Investment and retail banking should not be split, says committee on reform

A high-powered committee of City figures chaired by the Chancellor and the former chair of Citigroup Sir Win Bischoff has rejected the idea of separating retail and investment banking, through the creation of "narrow banks", and called for a balanced approach to regulation of the financial system.

In his foreword to the Committee's report, UK International Financial Services – the Future, the Chancellor stated: "No one wants regulation that stifles innovation or prevents wealth creation... But at the same time, no one wants to see banks taking excessive risks that can bring the whole system down. This is not an easy balance to strike but it is one we need to get right."

The report strongly backs the idea of "macroprudential" regulation – the use of banks' capital ratios and other prudential requirements to manage the growth of credit in the economy. The idea is to make the banks lend more during downturns and less during booms, and has been advocated by the Bank of England, on a model pioneered by the Spanish authorities. It is felt that this might be a more effective way of managing the credit cycle than by using interest rates, which would continue to be used to target inflation.
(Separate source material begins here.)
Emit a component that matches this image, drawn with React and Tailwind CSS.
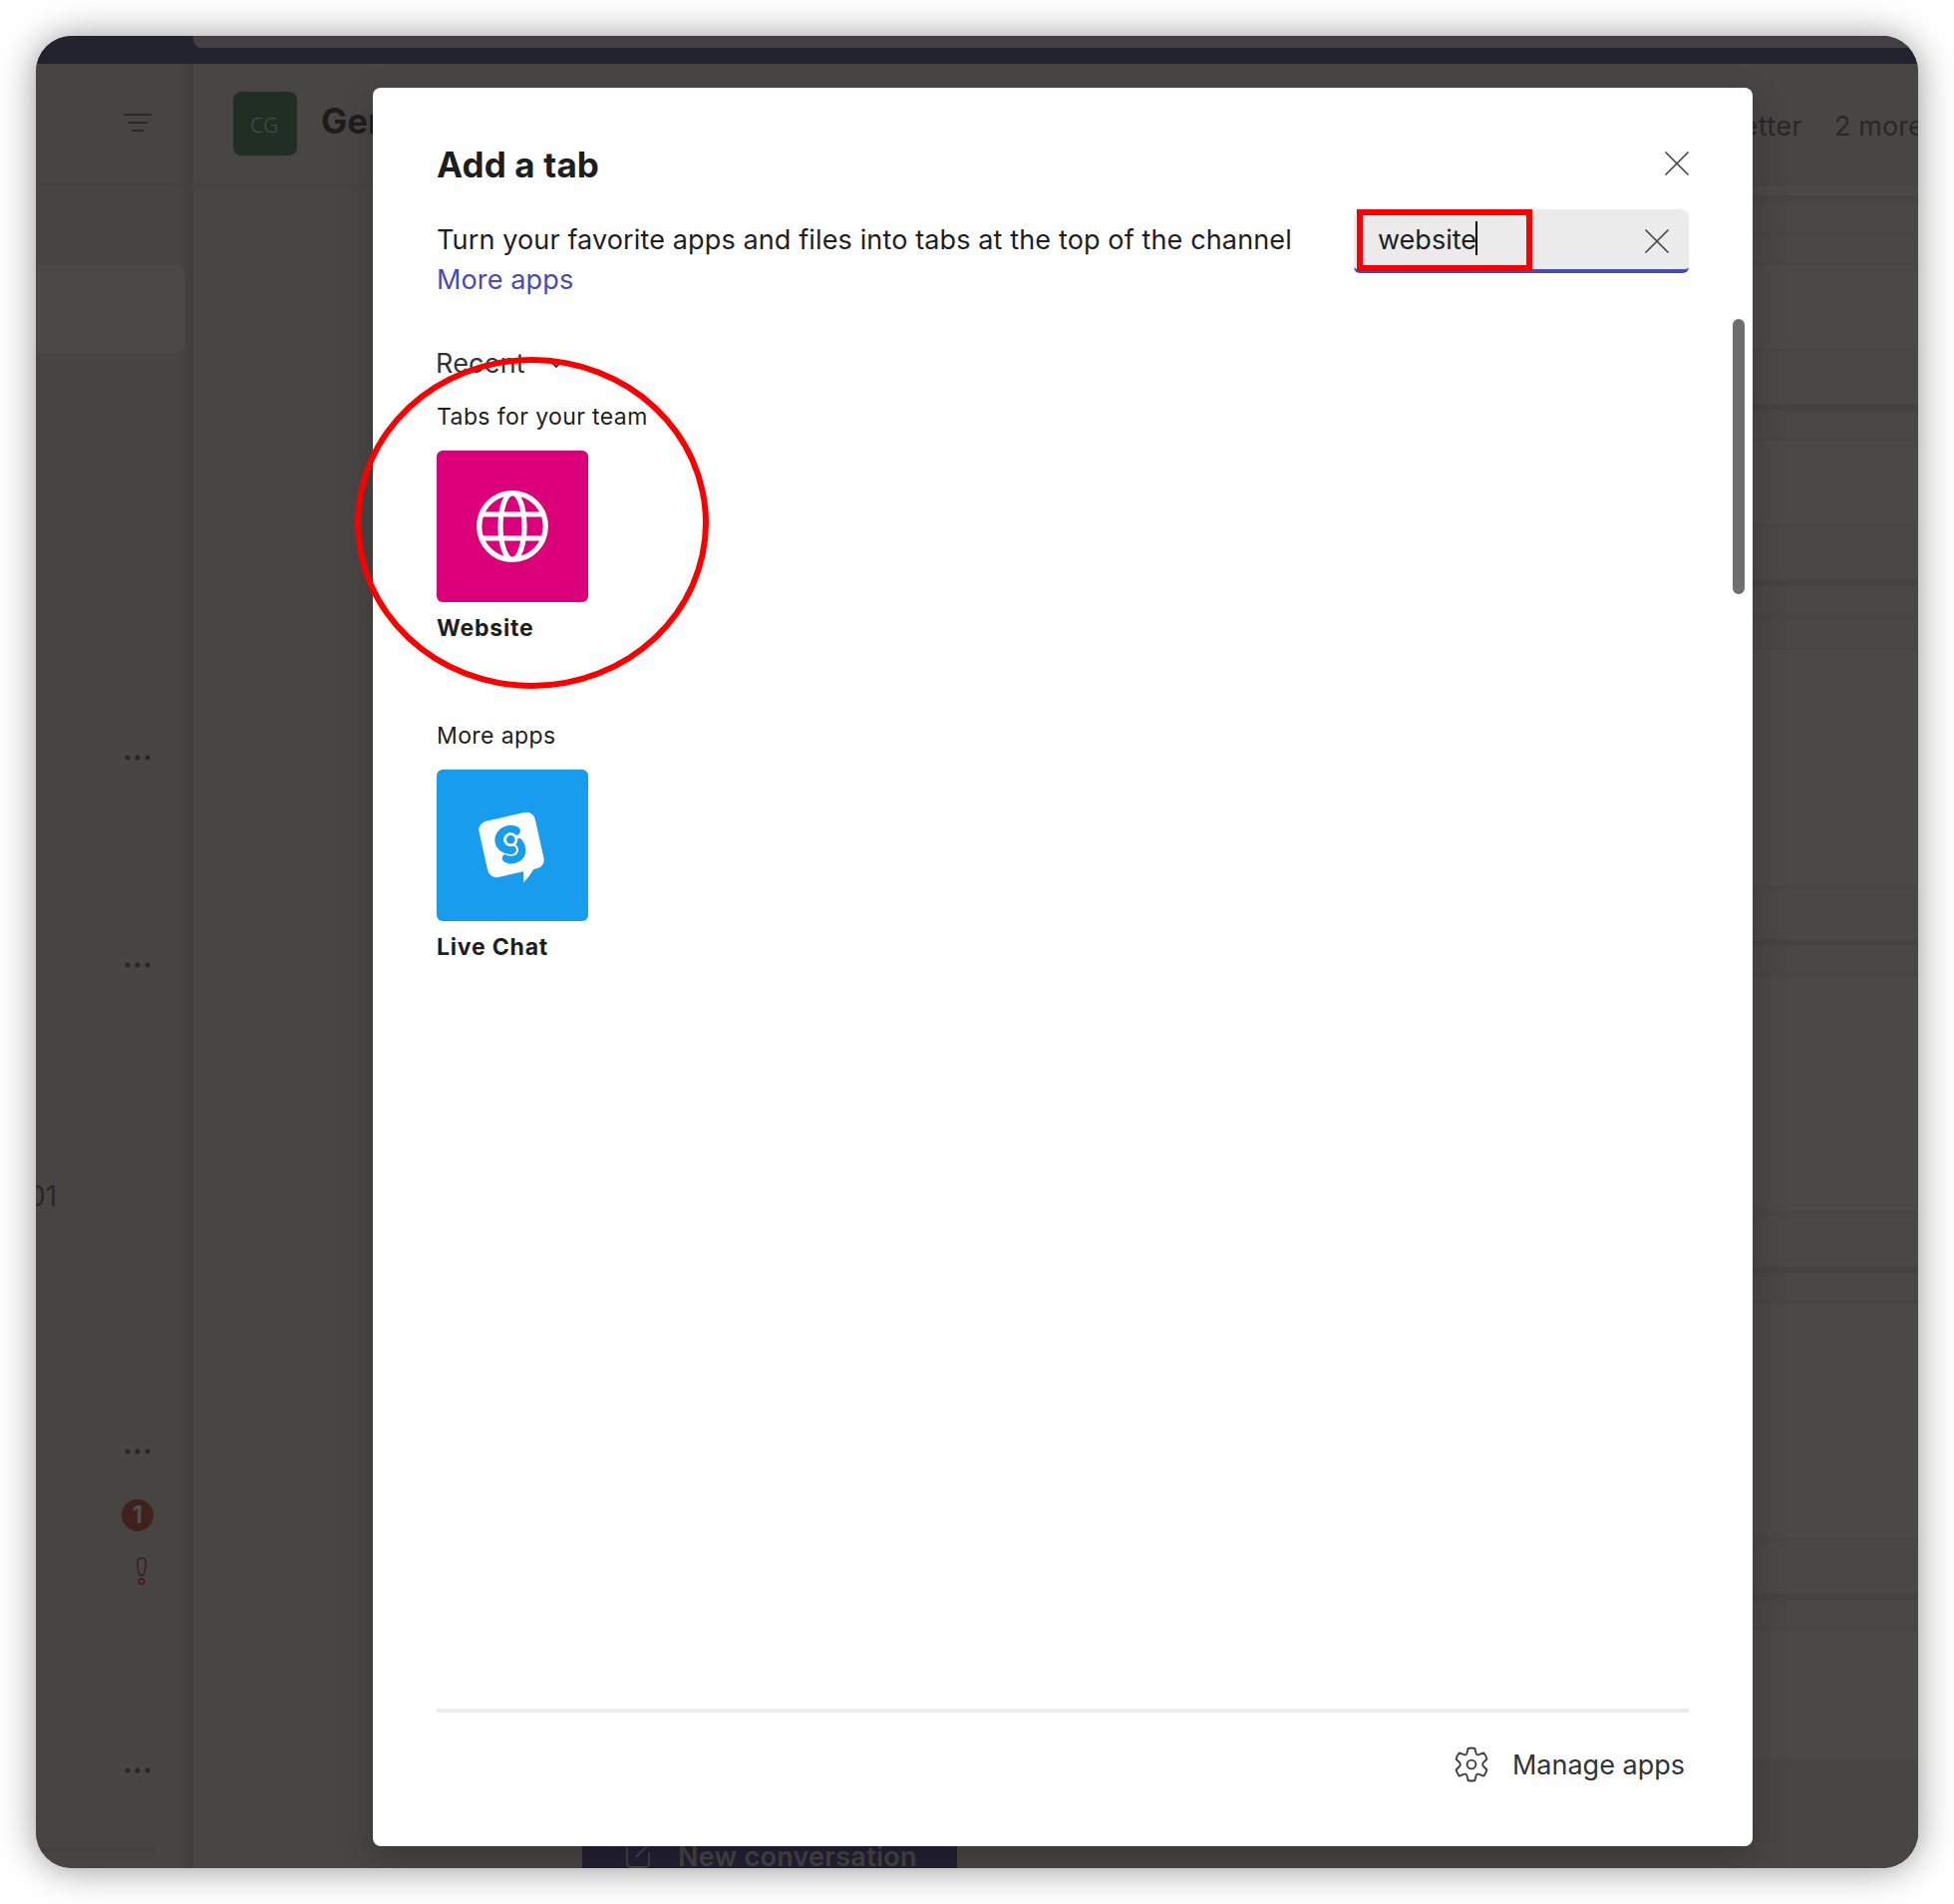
const FEED = [
  [10, "bg-[#4a4946]"],
  [6, "bg-[#454441]"],
  [30, "bg-[#484744]"],
  [2, "bg-[#464542]"],
  [30, "bg-[#484744]"],
  [2, "bg-[#464542]"],
  [84, "bg-[#4a4946]"],
  [2, "bg-[#464542]"],
  [54, "bg-[#494845]"],
  [5, "bg-[#444340]"],
  [29, "bg-[#484744]"],
  [2, "bg-[#464542]"],
  [84, "bg-[#4a4946]"],
  [2, "bg-[#464542]"],
  [54, "bg-[#494845]"],
  [6, "bg-[#444340]"],
  [30, "bg-[#484744]"],
  [2, "bg-[#464542]"],
  [30, "bg-[#484744]"],
  [2, "bg-[#464542]"],
  [236, "bg-[#4a4946]"],
  [2, "bg-[#464542]"],
  [53, "bg-[#494845]"],
  [5, "bg-[#444340]"],
  [29, "bg-[#484744]"],
  [2, "bg-[#464542]"],
  [236, "bg-[#4a4946]"],
  [2, "bg-[#464542]"],
  [54, "bg-[#494845]"],
  [6, "bg-[#444340]"],
  [28, "bg-[#484744]"],
  [2, "bg-[#464542]"],
  [236, "bg-[#4a4946]"],
  [2, "bg-[#464542]"],
  [54, "bg-[#494845]"],
  [6, "bg-[#444340]"],
  [28, "bg-[#484744]"],
  [2, "bg-[#464542]"],
  [129, "bg-[#4a4946]"],
  [110, "bg-[#484644]"],
];

function Dots({ className }) {
  return (
    <svg className={`h-6 w-8 shrink-0 ${className}`} viewBox="-16 -12 32 24" fill="#282826">
      <circle cx="-10" r="2.5" />
      <circle r="2.5" />
      <circle cx="10" r="2.5" />
    </svg>
  );
}

function Cross() {
  return (
    <svg className="block size-6" viewBox="0 0 24 24" stroke="#484644" strokeWidth="1.7" strokeLinecap="round">
      <path d="M1 1l22 22M23 1L1 23" />
    </svg>
  );
}

function Sidebar() {
  return (
    <aside className="flex w-[158px] shrink-0 flex-col bg-[linear-gradient(to_right,#464542_144px,#42403d_153px)]">
      <div className="flex h-[120px] shrink-0 justify-end pt-[47px] pr-10">
        <svg className="h-6 w-8" viewBox="0 0 32 24" stroke="#282826" strokeWidth="2" strokeLinecap="round">
          <path d="M3 4h26M7 12h18M11 20h10" />
        </svg>
      </div>
      <div className="h-0.5 shrink-0 bg-[#43423f]" />
      <div className="mt-20 mr-[9px] h-[88px] shrink-0 rounded-r-lg bg-[#4a4946]" />
      <div className="flex flex-col items-end pr-10">
        <Dots className="mt-[394px]" />
        <Dots className="mt-[184px]" />
        <div className="mt-[200px] h-10 w-[118px] self-start">
          <span className="-ml-[8px] text-[28px] leading-10 text-[#282826]">01</span>
        </div>
        <Dots className="mt-[224px]" />
        <div className="mt-9 size-8 rounded-full bg-[#3f221d] text-center text-[24px] leading-8 font-bold text-[#504f4d]">1</div>
        <svg className="mt-6 mr-1 h-8 w-4" viewBox="0 0 16 32" fill="none" stroke="#45191f" strokeWidth="1.6">
          <path d="M8 3C5.2 3 3.500 4.700 3.700 7.500C4 12 5.200 20.800 8 20.800S12 12 12.300 7.500C12.500 4.700 10.800 3 8 3Z" />
          <circle cx="8" cy="26.600" r="2.700" />
        </svg>
        <Dots className="mt-[172px]" />
      </div>
      <div className="mt-[66px] mr-10 h-1 shrink-0 bg-[#42413e]" />
    </aside>
  );
}

function Channel() {
  return (
    <main className="flex min-w-0 flex-1 flex-col bg-[#484644]">
      <header className="flex h-[122px] shrink-0 border-b-2 border-[#454441] pt-7 pl-10">
        <div className="flex size-16 shrink-0 items-center justify-center rounded-lg bg-[#212e23] pt-1 pr-0.5 font-['Open_Sans'] text-[21px] font-light text-[#4d524d]">
          CG
        </div>
        <h1 className="ml-6 h-10 w-[180px] text-[35px] leading-[58px] font-bold text-[#1e1d1b]">General</h1>
        <div className="ml-auto flex w-[181px] shrink-0 text-[27px] leading-[69px] whitespace-nowrap text-[#282826]">
          <span className="w-[65px] shrink-0 text-right tracking-[0.4px]">etter</span>
          <span className="ml-8 shrink-0 tracking-[0.1px]">2 more</span>
        </div>
      </header>
      <div className="flex min-h-0 flex-1">
        <div className="ml-[390px] flex w-[376px] shrink-0 flex-col justify-end">
          <div className="flex h-12 bg-[#232033] pl-11 text-[#454442]">
            <svg className="mt-[22px] h-[26px] w-6 shrink-0" viewBox="0 0 24 26" fill="none" stroke="currentColor" strokeWidth="1.8">
              <path d="M12 2H5Q1 2 1 6v15q0 4 4 4h14q4 0 4-4v-10M10.500 14.500L22 3" strokeLinecap="round" />
            </svg>
            <span className="ml-7 text-[27px] leading-[74px] font-semibold tracking-[0.25px] whitespace-nowrap">New conversation</span>
          </div>
        </div>
        <div className="ml-[200px] flex min-w-0 flex-1 flex-col">
          {FEED.map(([height, tone], i) => (
            <div key={i} className={`shrink-0 ${tone}`} style={{ height }} />
          ))}
        </div>
      </div>
    </main>
  );
}

function Globe() {
  return (
    <svg className="size-[76px]" viewBox="-38 -38 76 76" fill="none" stroke="#fff" strokeWidth="5.2">
      <circle r="33.300" />
      <ellipse rx="12" ry="33.300" />
      <path d="M-31-12H31M-31 12H31" />
    </svg>
  );
}

function ChatLogo() {
  return (
    <svg className="size-[152px]" viewBox="0 0 152 152" fill="none" strokeLinecap="round">
      <g fill="#fff">
        <rect x="46.200" y="46.700" width="57.600" height="57.600" rx="9" transform="rotate(-12.500 75 75.500)" />
        <path d="M87 100v13.500q6-6 11-14.500z" />
      </g>
      <path d="M70 89C76 92 85.500 89 85 80Q84.500 76 82 73" stroke="#189ced" strokeWidth="8.600" />
      <path d="M70 79q3 2 6 1.600" stroke="#fff" strokeWidth="12" />
      <path d="M79.500 61.500C72 58 62.700 63 62.700 71C63 77 69 81 75.500 80.500" stroke="#189ced" strokeWidth="8.800" />
      <circle cx="74.300" cy="70.300" r="7" fill="#fff" />
      <circle cx="74.300" cy="70.300" r="4.300" fill="#189ced" />
    </svg>
  );
}

function AppTile({ heading, name, tone, className, children }) {
  return (
    <section className={`flex flex-col ${className}`}>
      <h3 className="text-[23px] leading-8 tracking-[0.4px] whitespace-nowrap">{heading}</h3>
      <div className={`mt-[18px] flex size-[152px] items-center justify-center rounded-md ${tone}`}>{children}</div>
      <p className="mt-[10px] text-[23px] leading-8 font-bold tracking-[0.8px]">{name}</p>
    </section>
  );
}

function Dialog() {
  return (
    <div className="absolute top-[52px] left-[338px] flex h-[1764px] w-[1384px] flex-col rounded-lg bg-white px-16 text-[#1e1e1e] shadow-[0_14px_36px_rgba(0,0,0,0.2)]">
      <div className="flex h-[122px] shrink-0 justify-between pt-[53px]">
        <h2 className="text-[35px] leading-[48px] font-bold tracking-[0.15px]">Add a tab</h2>
        <div className="pt-[11px]">
          <Cross />
        </div>
      </div>
      <div className="flex shrink-0 justify-between">
        <p className="pt-[11px] text-[27px] leading-10 tracking-[0.13px] whitespace-nowrap">
          Turn your favorite apps and files into tabs at the top of the channel
          <br />
          <a className="text-[#4a48bd]">More apps</a>
        </p>
        <div className="flex h-16 w-[336px] overflow-hidden rounded-lg rounded-b-md border-b-4 border-[#4a48bd] bg-[#ebebeb] pl-6">
          <span className="pt-[11px] text-[27px] leading-10">website</span>
          <span className="-ml-px mt-3 h-[34px] w-0.5 bg-black" />
          <span className="mt-5 mr-5 ml-auto">
            <Cross />
          </span>
        </div>
      </div>
      <div className="mt-[44px] flex h-10 shrink-0 items-center text-[27px] leading-10 text-[#333]">
        <span className="-ml-px tracking-[0.2px]">Recent</span>
        <svg className="ml-[23px] h-3 w-4" viewBox="0 0 16 12" fill="none" stroke="#333" strokeWidth="1.8">
          <path d="M2 3l6 6 6-6" />
        </svg>
      </div>
      <AppTile className="mt-[17px]" heading="Tabs for your team" name="Website" tone="bg-[#db007a]">
        <Globe />
      </AppTile>
      <AppTile className="mt-[76px]" heading="More apps" name="Live Chat" tone="bg-[#189ced]">
        <ChatLogo />
      </AppTile>
      <footer className="mt-auto flex h-[138px] shrink-0 justify-end border-t-4 border-[#ebebeb] pt-8 text-[27px] leading-10 text-[#333]">
        <svg className="h-10 w-10" viewBox="-20 -20 40 40" fill="none" stroke="#404040" strokeWidth="1.900" strokeLinejoin="round">
          <path d="M-3.400-16Q0-17 3.400-16L4.600-11.200Q5.300-9 7.600-9.800L12.200-11.600Q14.500-9 15.400-5.300L12-2Q10.400 0 12 2L15.400 5.300Q14.500 9 12.200 11.600L7.600 9.800Q5.300 9 4.600 11.200L3.400 16Q0 17-3.400 16L-4.600 11.200Q-5.300 9-7.600 9.800L-12.200 11.600Q-14.500 9-15.400 5.300L-12 2Q-10.400 0-12-2L-15.400-5.300Q-14.500-9-12.200-11.600L-7.600-9.800Q-5.300-9-4.600-11.200Z" />
          <circle r="4.400" />
        </svg>
        <span className="mt-px mr-1 ml-[21px]">Manage apps</span>
      </footer>
      <div className="absolute top-[232px] right-2 h-[276px] w-3 rounded-full bg-[#6e6e6e]" />
    </div>
  );
}

export default function App() {
  return (
    <div className="h-[1910px] w-[1960px] overflow-hidden bg-white p-9 font-['Inter',sans-serif]">
      <div className="relative h-[1838px] rounded-[36px] shadow-[0_1px_36px_rgba(0,0,0,0.42)]">
        <div className="relative flex h-full flex-col overflow-hidden rounded-[36px] bg-[#484644]">
          <div className="h-7 shrink-0 bg-[#23222f] pl-[158px]">
            <div className="h-3 rounded-bl-lg bg-[#434043]" />
          </div>
          <div className="flex min-h-0 flex-1">
            <Sidebar />
            <Channel />
          </div>
          <Dialog />
        </div>
        <div className="absolute top-[174px] left-[1325px] h-[62px] w-[176px] border-[6px] border-[#fc0000]" />
        <div className="absolute top-[322px] left-[320px] h-[333px] w-[355px] rounded-[50%] border-[6px] border-[#fc0000]" />
      </div>
    </div>
  );
}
Lord Myners, the Financial Services minister, reiterated support for that idea and said that the Government would state which body would be taking the lead in this field – the Bank or the Financial Services Authority – when it produces its own proposals on financial regulation in the next few weeks. He told the media that the Bischoff report also tries to "draw a line behind the past", and set a clear course for the financial services sector over the next 10 to 15 years.

There are also recommendations that the City builds closer relationships with emerging economies and new financial centres, such as Shanghai, Mumbai and Dubai, and strengthens its expertise in new fields. In particular, Sir Win identified carbon trading, Islamic finance and a range of financial services associated with demographic change and ageing populations – the so-called "pensions time bomb". He conceded that London could lose market share as a result of the growing activities of other financial services hubs, especially in Asia.

The Bischoff report's rejection of a modern-day British Glass-Steagall Act, passed by the US Congress to separate investment and retail banking in the aftermath of the Wall Street Crash and repealed in 1999, brings the Government into potential disagreement with the Governor of the Bank of England, Mervyn King. He said in February that he found the idea "instinctively... very attractive", though recognising strong arguments against it, and has since called for a debate on the issue.

Political reaction to the Bischoff report was lukewarm. The shadow Chancellor, George Osborne, said: "This report is fine as far as it goes. But I am a little disappointed that it has not gone further in addressing fundamental reform of the tripartite system of regulation that failed so spectacularly."

Shying away from recent controversies about the 50p rate of tax and its impact on London's ability attract internationally footloose talent, the report merely observes that "the Government and the industry must work together to... manage tensions between the need to maintain fiscal stability and ensure the tax system can respond to important market trends".